Obligations, desires and possibilities (in French and English)

Anyone learning French will at some point come across the subjunctive tense. Get round it, get through it, avoid it, but it has to be tackled somehow. It is how the French express wants, desires, needs, fears, doubts, possibilities, obligations and suchlike. What makes it difficult for English learners is that the subjunctive in English has dropped out of use, so in most cases we are not familiar with it and don’t really understand the concept. And what’s more, we don’t really give much thought to how we express the subjunctive ‘range’.

The main way that we express our hopes and fears and more besides is through modal constructions. I was alarmed to discover that there is no future tense in English: we express our future intentions through modality.

‘I will go to the cinema’ is my intention. ‘I would like to go to the cinema’ expresses my desire, ‘I must go’ expresses a necessity, ‘I ought to go’ expresses an obligation and ‘I am supposed to go’ a weaker one.  ‘I might go’ and ‘I could go’ take us into the realms of possibility. We start to enter the realm of the subjunctive when we express our wishes about others.
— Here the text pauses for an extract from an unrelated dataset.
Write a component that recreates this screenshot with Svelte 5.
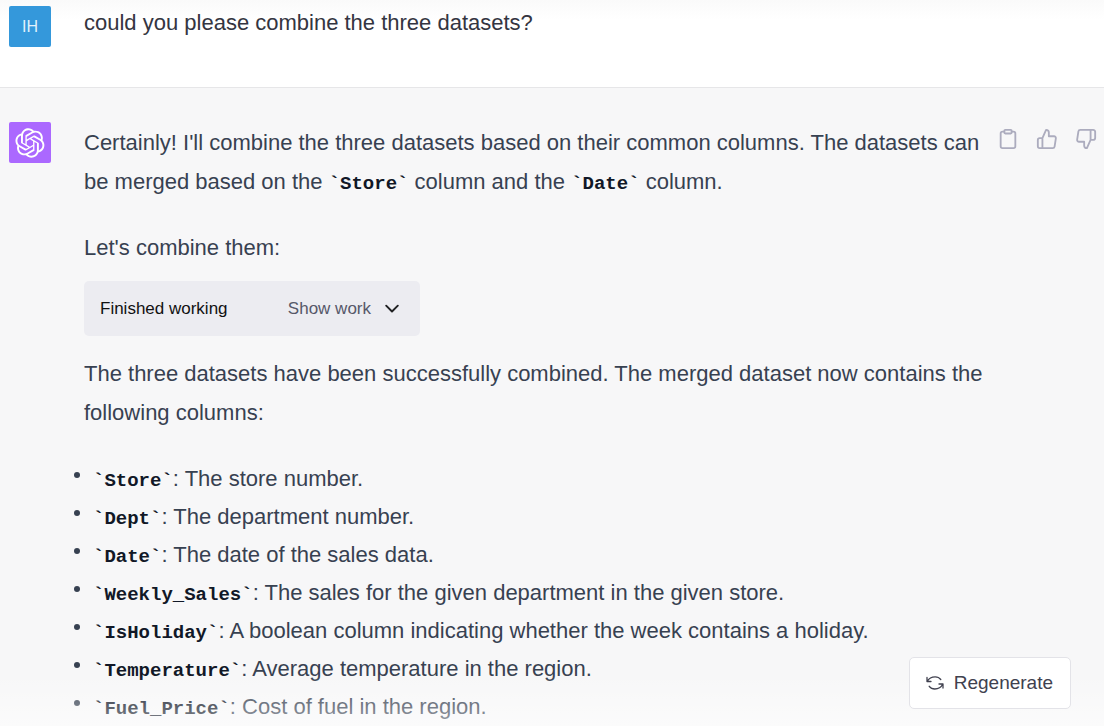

In English we might express a desire like this: ‘I want him to be here this evening’. The French/English subjunctive version would be ‘I want that he be here this evening’. So, in English we now use the infinitive of the verb rather than the subjunctive. However, the subjunctive nonetheless resonates with English speakers as something they might have heard, a convoluted bit of ‘legalise’ or a vague memory of rural speech.
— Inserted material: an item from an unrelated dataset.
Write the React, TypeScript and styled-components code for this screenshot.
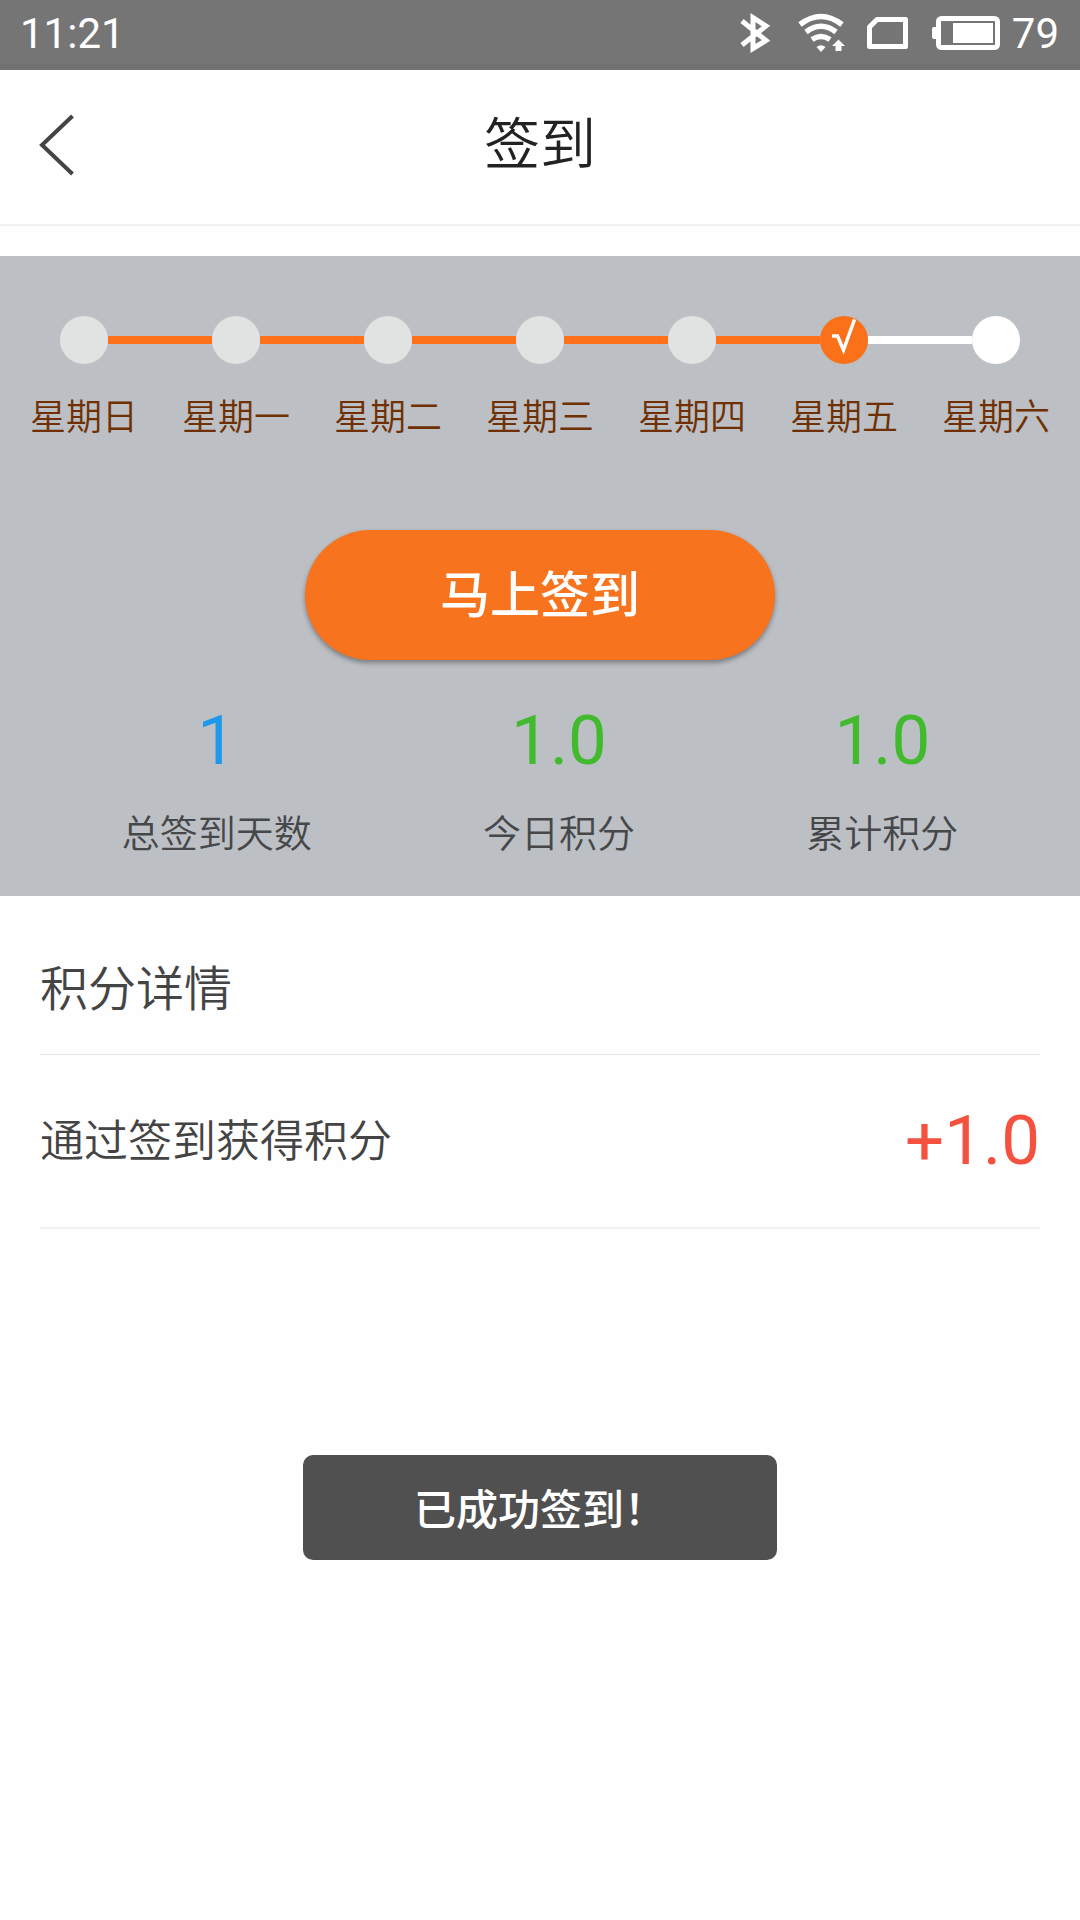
import React from "react";
import styled, { createGlobalStyle } from "styled-components";

const GlobalStyle = createGlobalStyle`
  *, *::before, *::after { box-sizing: border-box; }
  body {
    margin: 0;
    background: #fefefe;
    font-family: "Noto Sans CJK SC", "Noto Sans", sans-serif;
  }
  h1, h2, p, ol, ul, dl, dt, dd { margin: 0; padding: 0; }
  ol, ul { list-style: none; }
`;

const Page = styled.div`
  min-height: 100vh;
  display: flex;
  flex-direction: column;
`;

const StatusBar = styled.div`
  display: flex;
  align-items: center;
  justify-content: space-between;
  height: 70px;
  padding: 4px 21px 0 20px;
  border-bottom: 6px solid #717171;
  background: #757575;
  color: #fff;
  font-family: Roboto, sans-serif;
  font-size: 42px;
  line-height: 60px;
`;

const StatusIcons = styled.div`
  display: flex;
  align-items: center;
`;

const StatusIcon = styled.svg<{ $gap: number }>`
  display: block;
  height: 40px;
  margin-right: ${(p) => p.$gap}px;
  overflow: visible;
`;

const Header = styled.header`
  display: grid;
  grid-template-columns: 120px 1fr 120px;
  align-items: center;
  height: 156px;
  border-bottom: 2px solid #f0f0f0;
  background: #fff;
`;

const BackButton = styled.button`
  display: flex;
  align-items: center;
  height: 120px;
  padding: 0 0 4px 38px;
  border: 0;
  background: none;
  cursor: pointer;
`;

const Title = styled.h1`
  padding-bottom: 14px;
  color: #222;
  font-size: 56px;
  font-weight: 350;
  line-height: 80px;
  text-align: center;
`;

const Panel = styled.section`
  display: flex;
  flex-direction: column;
  align-items: center;
  margin-top: 30px;
  padding: 60px 0 41px;
  background: #bcbfc4;
`;

const Week = styled.ol`
  display: grid;
  grid-template-columns: repeat(7, 1fr);
  width: 100%;
  padding: 0 8px;
`;

type DayState = "past" | "today" | "next";

const Day = styled.li`
  display: flex;
  flex-direction: column;
  gap: 26px;
  color: #6f3104;
  font-size: 36px;
  font-weight: 350;
  line-height: 48px;
  text-align: center;
`;

const Track = styled.div`
  display: flex;
  align-items: center;
`;

const lineColors = { none: "transparent", done: "#fc7119", left: "#fff" };

const Line = styled.span<{ $kind: keyof typeof lineColors }>`
  flex: 1;
  height: 8px;
  background: ${(p) => lineColors[p.$kind]};
`;

const dotColors: Record<DayState, string> = {
  past: "#e1e3e3",
  today: "#fa711a",
  next: "#fff",
};

const Dot = styled.span<{ $state: DayState }>`
  width: 48px;
  height: 48px;
  border-radius: 50%;
  background: ${(p) => dotColors[p.$state]};
`;

const SignButton = styled.button`
  width: 470px;
  max-width: 90%;
  height: 130px;
  margin-top: 92px;
  padding: 0 0 9px;
  border: 0;
  border-radius: 65px;
  background: #f8731d;
  box-shadow: 0 3px 5px rgba(0, 0, 0, 0.35);
  color: #fff;
  font-family: inherit;
  font-size: 50px;
  font-weight: 500;
  line-height: 72px;
  cursor: pointer;
`;

const Stats = styled.dl`
  display: flex;
  justify-content: space-around;
  width: 100%;
  margin-top: 39px;
  padding: 0 36px;
`;

const Stat = styled.div`
  display: flex;
  flex-direction: column-reverse;
  gap: 24px;
  text-align: center;
`;

const StatLabel = styled.dt`
  color: #454749;
  font-size: 38px;
  font-weight: 350;
  line-height: 48px;
`;

const StatValue = styled.dd<{ $color: string }>`
  color: ${(p) => p.$color};
  font-family: Roboto, sans-serif;
  font-size: 69px;
  line-height: 84px;
`;

const Details = styled.section`
  padding: 0 40px;
`;

const DetailsTitle = styled.h2`
  padding: 57px 0 37px;
  border-bottom: 1px solid #e6e6e6;
  color: #444;
  font-size: 48px;
  font-weight: 350;
  line-height: 64px;
`;

const Entry = styled.li`
  display: flex;
  align-items: center;
  justify-content: space-between;
  padding: 42px 0;
  border-bottom: 2px solid #f0f0f0;
`;

const EntryName = styled.span`
  padding-bottom: 6px;
  color: #444;
  font-size: 44px;
  font-weight: 350;
  line-height: 64px;
`;

const EntryPoints = styled.span`
  color: #f4513f;
  font-family: Roboto, sans-serif;
  font-size: 69px;
  line-height: 88px;
`;

const Toast = styled.p`
  position: fixed;
  bottom: 360px;
  left: 50%;
  width: 474px;
  margin-left: -237px;
  padding: 22px 0 23px;
  border-radius: 10px;
  background: #505050;
  color: #fff;
  font-size: 42px;
  font-weight: 500;
  line-height: 60px;
  text-align: center;
`;

const days: { name: string; state: DayState }[] = [
  { name: "星期日", state: "past" },
  { name: "星期一", state: "past" },
  { name: "星期二", state: "past" },
  { name: "星期三", state: "past" },
  { name: "星期四", state: "past" },
  { name: "星期五", state: "today" },
  { name: "星期六", state: "next" },
];

const stats = [
  { label: "总签到天数", value: "1", color: "#1f98ec" },
  { label: "今日积分", value: "1.0", color: "#41bb2d" },
  { label: "累计积分", value: "1.0", color: "#41bb2d" },
];

function BluetoothIcon() {
  return (
    <StatusIcon $gap={28} width="30" viewBox="740 14 30 40" aria-label="蓝牙">
      <path
        d="M742 21 L766 40.500 L753 48.500 V17.500 L766 26 L742 45"
        fill="none"
        stroke="#fff"
        strokeWidth="5"
      />
    </StatusIcon>
  );
}

function WifiIcon() {
  return (
    <StatusIcon $gap={21} width="48" viewBox="798 14 48 40" aria-label="无线网络">
      <g fill="none" stroke="#fff" strokeWidth="5.5">
        <path d="M800 24.500 Q821 8.500 842 24.500" />
        <path d="M806 32 Q821 20.500 836 32" />
        <path d="M812 39.500 Q821 33.500 830 39.500" />
      </g>
      <path d="M816.500 47 Q821 43.500 825.500 47 L821 52 Z" fill="#fff" />
      <path d="M838.500 39.500 L845 46 H841.500 V51 H835.500 V46 H832 Z" fill="#fff" />
    </StatusIcon>
  );
}

function SimIcon() {
  return (
    <StatusIcon $gap={23} width="42" viewBox="867 14 42 40" aria-label="SIM 卡">
      <path
        d="M877 19.500 H905.500 V46.500 H869.500 V27 Z"
        fill="none"
        stroke="#fff"
        strokeWidth="5"
        strokeLinejoin="round"
      />
    </StatusIcon>
  );
}

function BatteryIcon() {
  return (
    <StatusIcon $gap={11} width="69" viewBox="932 14 69 40" aria-label="电量">
      <rect
        x="938.5"
        y="18.5"
        width="59"
        height="29"
        rx="3"
        fill="none"
        stroke="#fff"
        strokeWidth="5"
      />
      <rect x="932" y="27" width="6" height="12" rx="2" fill="#fff" />
      <rect x="953" y="23" width="40" height="20" fill="#fff" />
    </StatusIcon>
  );
}

function CheckIcon() {
  return (
    <svg width="48" height="48" viewBox="0 0 48 48" aria-label="已签到">
      <path
        d="M12 20 H17.500 L23.500 34 L34.500 3.500"
        fill="none"
        stroke="#fff"
        strokeWidth="3.5"
      />
    </svg>
  );
}

export default function App() {
  return (
    <Page>
      <GlobalStyle />
      <StatusBar>
        <time>11:21</time>
        <StatusIcons>
          <BluetoothIcon />
          <WifiIcon />
          <SimIcon />
          <BatteryIcon />
          <span>79</span>
        </StatusIcons>
      </StatusBar>
      <Header>
        <BackButton type="button" aria-label="返回">
          <svg width="38" height="62" viewBox="0 0 38 62">
            <path d="M34.500 2 L4 31 L34.500 60" fill="none" stroke="#444" strokeWidth="4" />
          </svg>
        </BackButton>
        <Title>签到</Title>
      </Header>
      <Panel>
        <Week>
          {days.map((day, i) => (
            <Day key={day.name}>
              <Track>
                <Line $kind={i === 0 ? "none" : day.state === "next" ? "left" : "done"} />
                <Dot $state={day.state}>{day.state === "today" && <CheckIcon />}</Dot>
                <Line
                  $kind={i === days.length - 1 ? "none" : day.state === "past" ? "done" : "left"}
                />
              </Track>
              <span>{day.name}</span>
            </Day>
          ))}
        </Week>
        <SignButton type="button">马上签到</SignButton>
        <Stats>
          {stats.map((s) => (
            <Stat key={s.label}>
              <StatLabel>{s.label}</StatLabel>
              <StatValue $color={s.color}>{s.value}</StatValue>
            </Stat>
          ))}
        </Stats>
      </Panel>
      <Details>
        <DetailsTitle>积分详情</DetailsTitle>
        <ul>
          <Entry>
            <EntryName>通过签到获得积分</EntryName>
            <EntryPoints>+1.0</EntryPoints>
          </Entry>
        </ul>
      </Details>
      <Toast role="status">已成功签到！</Toast>
    </Page>
  );
}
There is one present tense subjunctive that we are really familiar with: ‘God save the queen’, which is noticeably different from the indicative statement of ‘God saves the queen’. We can see it is a subjunctive more clearly if we add in ‘We wish that’ God save the queen.

We also use adverbs and adjectives such as possibly, possible to express modality, as well as ‘it’ clauses, e.g. with the infinitive, ‘It is not possible to be in two places at once’, or the subjunctive, ‘It is important that I be in attendance at the meeting’, or would we now say, ‘It is important that I am in attendance’? I am not sure whether English or French is the more complicated.

Another concept that can take some getting used to for English learners of French is the singular and plural ‘you’. We used to have the singular ‘tu’ form in English until very recently, and it continues in the Yorkshire dialect, we have just forgotten it.

If I explain to thee, thou art sure to understand and thy comprehension be instant. Thine is the pleasure of understanding. Thou hast surely come across such formulations before.

One (as the French might say) could be fooled into thinking the ‘thee thy thou’ form came to us, along with the subjunctive, from Norman French, but no. Both features were present in Old English, and probably much further back than that. It is perhaps more interesting to ponder not where the ‘tu’ and subjunctive forms came from, but why we have lost them when many of our neighbours haven’t?